Dans sa rédaction actuelle, l'article L 541-4 du projet de loi patrimoine est particulièrement propice à engendrer de nombreuses procédures contentieuses. Le risque tient aussi au fait que de telles procédures s'accompagneront certainement d'une question prioritaire de constitutionnalité sur la propriété de ces biens, avec possibilité de porter l'affaire devant le Parlement européen afin de respecter l'article I du Protocole additionnel à la Convention de sauvegarde des droits de l'homme et des libertés fondamentales (Paris, 20 mars 1952). Si d'aventure il était donné raison aux inventeurs de découvertes fortuites par le biais d'une QPC ou au niveau européen, l' État français aurait obligation de rendre les objets qu'il se serait approprié après la promulgation de la loi. La gestion d'une telle situation risquerait de s'avérer particulièrement compliquée.

 

Pour mémoire :

• Avis du Conseil d'État en date du 2 juillet 2015 (N° 390.121 ; NOR : MCCB1511777L) :

« Pour les biens mobiliers, il lui est apparu que la présomption de propriété publique qui a pour effet de placer, en application de l'article L. 2112-1 du code de la propriété des personnes publiques, l'ensemble de ces biens sous un statut de domanialité publique, comportait des conséquences pratiques excessives, eu égard à la définition très large du patrimoine archéologique donnée à l'article L. 510-1 du code du patrimoine et aux contraintes qui s'imposent à l'autorité publique dans la gestion du domaine public. S'il est en effet possible de considérer légitime le fait de placer sous ce statut l'ensemble des objets trouvés lors d'opérations de fouilles autorisées par l'État ou exécutées par lui et de fouilles préventives, dans la mesure où celles-ci sont placées sous le contrôle de l'État, il n'en va pas de même pour les objets découverts fortuitement en dehors de toute intervention de l'État. Pour les objets mis au jour, le Conseil d'État a estimé que leur appropriation publique devait être subordonnée à la reconnaissance de leur intérêt scientifique pour l'archéologie. »

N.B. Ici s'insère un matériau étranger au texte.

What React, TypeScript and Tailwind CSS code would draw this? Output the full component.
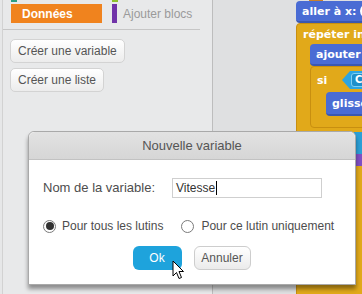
import React from 'react';

const ui = { fontFamily: '"Liberation Sans", Arial, sans-serif' };
const blockFont = { fontFamily: '"DejaVu Sans", Verdana, sans-serif' };

function Cursor() {
  return (
    <svg className="absolute left-[172px] top-[260px]" width="13" height="20" viewBox="0 0 13 20">
      <path
        d="M1 1 L1 16 L4.5 12.5 L7 18.5 L9.5 17.5 L7 11.5 L11.5 11.5 Z"
        fill="#fff"
        stroke="#000"
        strokeWidth="1"
        strokeLinejoin="round"
      />
    </svg>
  );
}

function Scripts() {
  return (
    <div className="relative flex-1 h-full border-l border-[#bdbdbd] bg-[#dfe0e1] overflow-hidden" style={blockFont}>
      {/* notch of the block above */}
      <div className="absolute left-[96px] top-0 w-[14px] h-[2px] bg-[#c9802a]" />
      {/* aller à x: */}
      <div className="absolute left-[83px] top-[1px] w-[200px] h-[22px] rounded-[4px] bg-[#4a6cd4] border-b-2 border-[#3b58b0] flex items-center pl-[6px]">
        <span className="text-white text-[11px] font-bold leading-none whitespace-nowrap">aller à x:</span>
        <span className="ml-[4px] w-[12px] h-[14px] rounded-l-full bg-white shrink-0" />
      </div>
      {/* répéter */}
      <div className="absolute left-[83px] top-[23px] w-[200px] h-[300px] rounded-[4px] bg-[#e1a91a] border border-[#c88f10]">
        <div className="h-[21px] flex items-center pl-[6px]">
          <span className="text-white text-[11px] font-bold leading-none whitespace-nowrap">répéter indéfiniment</span>
        </div>
      </div>
      {/* ajouter */}
      <div className="absolute left-[97px] top-[44px] w-[200px] h-[22px] rounded-[4px] bg-[#4a6cd4] border-b-2 border-[#3b58b0] flex items-center pl-[6px]">
        <span className="text-white text-[11px] font-bold leading-none whitespace-nowrap">ajouter</span>
      </div>
      {/* si */}
      <div className="absolute left-[97px] top-[66px] w-[200px] h-[62px] rounded-[4px] bg-[#e1a91a] border border-[#c88f10]">
        <div className="h-[26px] flex items-center pl-[6px]">
          <span className="text-white text-[11px] font-bold leading-none">si</span>
        </div>
      </div>
      {/* capteur */}
      <div className="absolute left-[129px] top-[71px] w-[60px] h-[18px] bg-[#2ca5e2] [clip-path:polygon(8px_0,100%_0,100%_100%,8px_100%,0_50%)]" />
      <div className="absolute left-[138px] top-[73px] w-[40px] h-[14px] rounded-[3px] bg-[#1f8fc9] border border-[#7fd0f5] flex items-center pl-[3px]">
        <span className="text-white text-[10px] font-bold leading-none">C</span>
      </div>
      {/* glisser */}
      <div className="absolute left-[113px] top-[92px] w-[200px] h-[24px] rounded-[4px] bg-[#4a6cd4] border-b-2 border-[#3b58b0] flex items-center pl-[6px]">
        <span className="text-white text-[11px] font-bold leading-none whitespace-nowrap">glisser</span>
      </div>
      {/* right edge, below the dialog */}
      <div className="absolute left-[141px] top-[132px] w-[20px] h-[22px] bg-[#2b9fd6]" />
      <div className="absolute left-[141px] top-[154px] w-[20px] h-[12px] bg-[#7f4fc4]" />
    </div>
  );
}

function Radio({ checked }: { checked?: boolean }) {
  return (
    <span className="w-[13px] h-[13px] rounded-full border border-[#7a7a7a] bg-white flex items-center justify-center shrink-0">
      {checked && <span className="w-[8px] h-[8px] rounded-full bg-[#333]" />}
    </span>
  );
}

function Dialog() {
  return (
    <div
      className="absolute left-[28px] top-[131px] w-[328px] h-[154px] rounded-t-[6px] border border-[#a9a9a9] bg-white shadow-[0_4px_4px_rgba(0,0,0,0.4)] flex flex-col"
      style={ui}
    >
      <div className="h-[28px] rounded-t-[6px] bg-gradient-to-b from-[#e2e2e2] to-[#d6d6d6] border-b border-[#c2c2c2] flex items-center justify-center">
        <span className="text-[13px] text-[#555]">Nouvelle variable</span>
      </div>
      <div className="flex flex-col pl-[14px] pt-[18px]">
        <div className="flex items-center">
          <span className="text-[13px] text-[#4d4d4d] w-[129px]">Nom de la variable:</span>
          <div className="w-[150px] h-[20px] border border-[#cfcfcf] flex items-center pl-[3px]">
            <span className="text-[12px] text-[#333]">Vitesse</span>
            <span className="w-px h-[14px] bg-black ml-px" />
          </div>
        </div>
        <div className="flex items-center mt-[21px] h-[14px]">
          <Radio checked />
          <span className="ml-[6px] text-[12px] text-[#4d4d4d]">Pour tous les lutins</span>
          <span className="ml-[18px]" />
          <Radio />
          <span className="ml-[7px] text-[12px] text-[#4d4d4d]">Pour ce lutin uniquement</span>
        </div>
      </div>
      <div className="flex justify-center gap-[12px] mt-[13px] pr-[1px]">
        <div className="w-[49px] h-[24px] rounded-[6px] bg-[#1ea3dc] flex items-center justify-center">
          <span className="text-[12px] text-white">Ok</span>
        </div>
        <div className="w-[57px] h-[24px] rounded-[6px] border border-[#cdcdcd] bg-gradient-to-b from-white to-[#ebebeb] flex items-center justify-center">
          <span className="text-[12px] text-[#555]">Annuler</span>
        </div>
      </div>
    </div>
  );
}

export default function App() {
  return (
    <div className="relative w-[362px] h-[294px] overflow-hidden flex bg-[#e6e7e8]">
      <div className="w-[210px] h-full ml-[2px] border-l border-[#d2d2d2] bg-[#e8e9ea] flex flex-col" style={ui}>
        <div className="flex h-[2px] pl-[8px]">
          <span className="w-[6px] h-[2px] bg-[#2a9e82]" />
          <span className="w-[6px] h-[2px] bg-[#8fc02c] ml-[95px]" />
        </div>
        <div className="flex items-center mt-[2px] pl-[8px] h-[19px]">
          <div className="w-[91px] h-[19px] bg-[#f0831e] flex items-center pl-[11px]">
            <span className="text-white text-[12px] font-bold">Données</span>
          </div>
          <span className="w-[5px] h-[19px] bg-[#7033a8] ml-[10px]" />
          <span className="ml-[6px] text-[12px] text-[#9a9a9a] whitespace-nowrap">Ajouter blocs</span>
        </div>
        <div className="mt-[6px] mr-[12px] h-px bg-[#c6c6c6]" />
        <div className="flex flex-col items-start gap-[5px] pl-[7px] mt-[9px]">
          <div className="h-[24px] px-[7px] rounded-[5px] border border-[#d3d3d3] bg-gradient-to-b from-white to-[#ececec] flex items-center">
            <span className="text-[12px] text-[#555]">Créer une variable</span>
          </div>
          <div className="h-[24px] px-[7px] rounded-[5px] border border-[#d3d3d3] bg-gradient-to-b from-white to-[#ececec] flex items-center">
            <span className="text-[12px] text-[#555]">Créer une liste</span>
          </div>
        </div>
      </div>
      <Scripts />
      <Dialog />
      <Cursor />
    </div>
  );
}
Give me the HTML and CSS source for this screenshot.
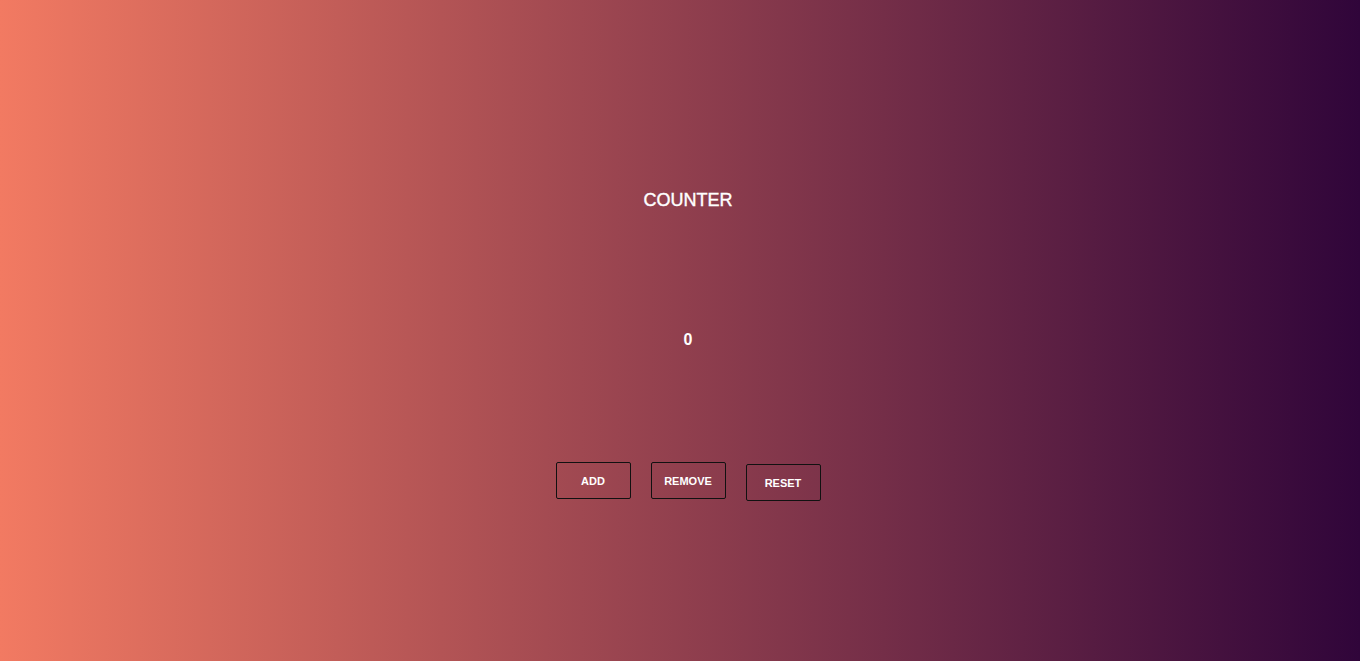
FILE: index.html
```html
<!DOCTYPE html>
<html>
<head>
<meta charset="utf-8">
<link rel="stylesheet" href="styles.css">
</head>
<body>
<main class="app">
  <h1 class="title">COUNTER</h1>
  <div class="count">0</div>
  <div class="actions">
    <button class="btn">ADD</button>
    <button class="btn">REMOVE</button>
    <button class="btn btn-reset">RESET</button>
  </div>
</main>
</body>
</html>
```
FILE: styles.css
```css
html, body {
  margin: 0;
  padding: 0;
  height: 100%;
}
body {
  background: linear-gradient(to right, #f27a62 0%, #30053a 100%);
  font-family: "Liberation Sans", Arial, sans-serif;
  color: #fff;
}
.app {
  box-sizing: border-box;
  height: 661px;
  padding-left: 16px;
  display: flex;
  flex-direction: column;
  align-items: center;
}
.title {
  margin: 189px 0 0;
  font-size: 18px;
  font-weight: normal;
  line-height: 22px;
  -webkit-text-stroke: 0.4px #fff;
}
.count {
  margin-top: 119px;
  font-size: 16px;
  font-weight: bold;
  line-height: 20px;
}
.actions {
  margin-top: 112px;
  display: flex;
  align-items: flex-start;
  gap: 20px;
}
.btn {
  width: 75px;
  height: 37px;
  padding: 0;
  background: transparent;
  border: 1px solid #111;
  border-radius: 2px;
  color: #fff;
  font-family: "Liberation Sans", Arial, sans-serif;
  font-size: 11px;
  font-weight: bold;
}
.btn-reset {
  margin-top: 2px;
}
```
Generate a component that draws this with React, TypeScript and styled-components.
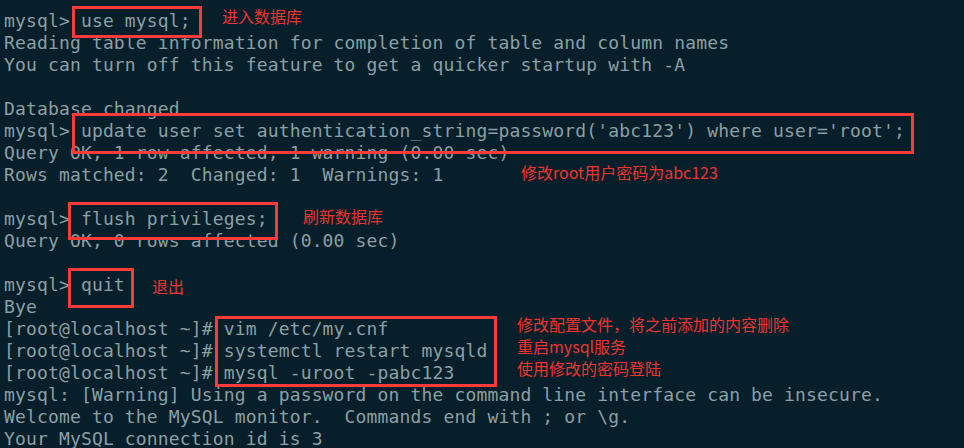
import React from "react";
import styled, { createGlobalStyle } from "styled-components";

const Global = createGlobalStyle`
  html, body { margin: 0; padding: 0; background: #061f2a; }
  #root { width: 964px; height: 448px; overflow: hidden; }
`;

const Terminal = styled.div`
  position: relative;
  width: 964px;
  height: 448px;
  background: #061f2a;
  overflow: hidden;
  box-sizing: border-box;
  padding: 10px 0 0 4px;
`;

const Lines = styled.pre`
  margin: 0;
  font-family: "DejaVu Sans Mono", "Liberation Mono", monospace;
  font-size: 18px;
  letter-spacing: 0.15px;
  line-height: 22px;
  color: #8c9fa5;
  white-space: pre;
`;

const Box = styled.div<{ $x: number; $y: number; $w: number; $h: number }>`
  position: absolute;
  left: ${(p) => p.$x}px;
  top: ${(p) => p.$y}px;
  width: ${(p) => p.$w}px;
  height: ${(p) => p.$h}px;
  border: 3px solid #fb3a3a;
  box-sizing: border-box;
`;

const Note = styled.div<{ $x: number; $y: number }>`
  position: absolute;
  left: ${(p) => p.$x}px;
  top: ${(p) => p.$y}px;
  font-family: "Noto Sans CJK SC", "Noto Sans", sans-serif;
  font-size: 16px;
  line-height: 22px;
  color: #ee3430;
  white-space: pre;
`;

const text = `mysql> use mysql;
Reading table information for completion of table and column names
You can turn off this feature to get a quicker startup with -A

Database changed
mysql> update user set authentication_string=password('abc123') where user='root';
Query OK, 1 row affected, 1 warning (0.00 sec)
Rows matched: 2  Changed: 1  Warnings: 1

mysql> flush privileges;
Query OK, 0 rows affected (0.00 sec)

mysql> quit
Bye
[root@localhost ~]# vim /etc/my.cnf
[root@localhost ~]# systemctl restart mysqld
[root@localhost ~]# mysql -uroot -pabc123
mysql: [Warning] Using a password on the command line interface can be insecure.
Welcome to the MySQL monitor.  Commands end with ; or \\g.
Your MySQL connection id is 3`;

const boxes = [
  { x: 72, y: 6, w: 130, h: 32 },
  { x: 72, y: 113, w: 842, h: 41 },
  { x: 68, y: 202, w: 210, h: 38 },
  { x: 68, y: 268, w: 66, h: 40 },
  { x: 215, y: 316, w: 282, h: 71 },
];

const notes = [
  { x: 222, y: 5, t: "进入数据库" },
  { x: 521, y: 161, t: "修改root用户密码为abc123" },
  { x: 303, y: 205, t: "刷新数据库" },
  { x: 152, y: 275, t: "退出" },
  { x: 517, y: 313, t: "修改配置文件，将之前添加的内容删除" },
  { x: 517, y: 335, t: "重启mysql服务" },
  { x: 517, y: 357, t: "使用修改的密码登陆" },
];

export default function App() {
  return (
    <>
      <Global />
      <Terminal>
        <Lines>{text}</Lines>
        {boxes.map((b, i) => (
          <Box key={i} $x={b.x} $y={b.y} $w={b.w} $h={b.h} />
        ))}
        {notes.map((n, i) => (
          <Note key={i} $x={n.x} $y={n.y}>
            {n.t}
          </Note>
        ))}
      </Terminal>
    </>
  );
}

• Avis du Conseil Économique Social et Environnemental en date du 22 juin 2015  (2015-17

NOR : CESL1100017X :

« Le CESE regrette que la réforme du droit de l’archéologie ait été entreprise sans concertation préalable significative et déplore son manque de réflexion de fond. Cela est particulièrement le cas pour la modification du droit de propriété par rapport aux trésors « inventés ». Sont en effet exclus les « biens archéologiques » des dispositions de l’article 716 du code civil qui, globalement, partage la propriété de la découverte fortuite d’un « trésor » entre la personne l’ayant découvert (baptisée « inventeur ») et l’Etat, et de l’article 552 qui établit la primauté de la propriété du sol sur la propriété du « dessous » et du « dessus ».

Si cela témoigne d’une intention louable de protection et de contrôle des biens archéologiques, éléments essentiels du patrimoine culturel, le risque d’une telle mesure est de conduire les inventeurs à ne plus déclarer leurs découvertes.

Le CESE témoigne donc de son inquiétude par rapport à une telle disposition de l’avant-projet de loi qui pourrait conduire à des effets pervers, en fragilisant la protection et la valorisation des trésors archéologiques découverts fortuitement.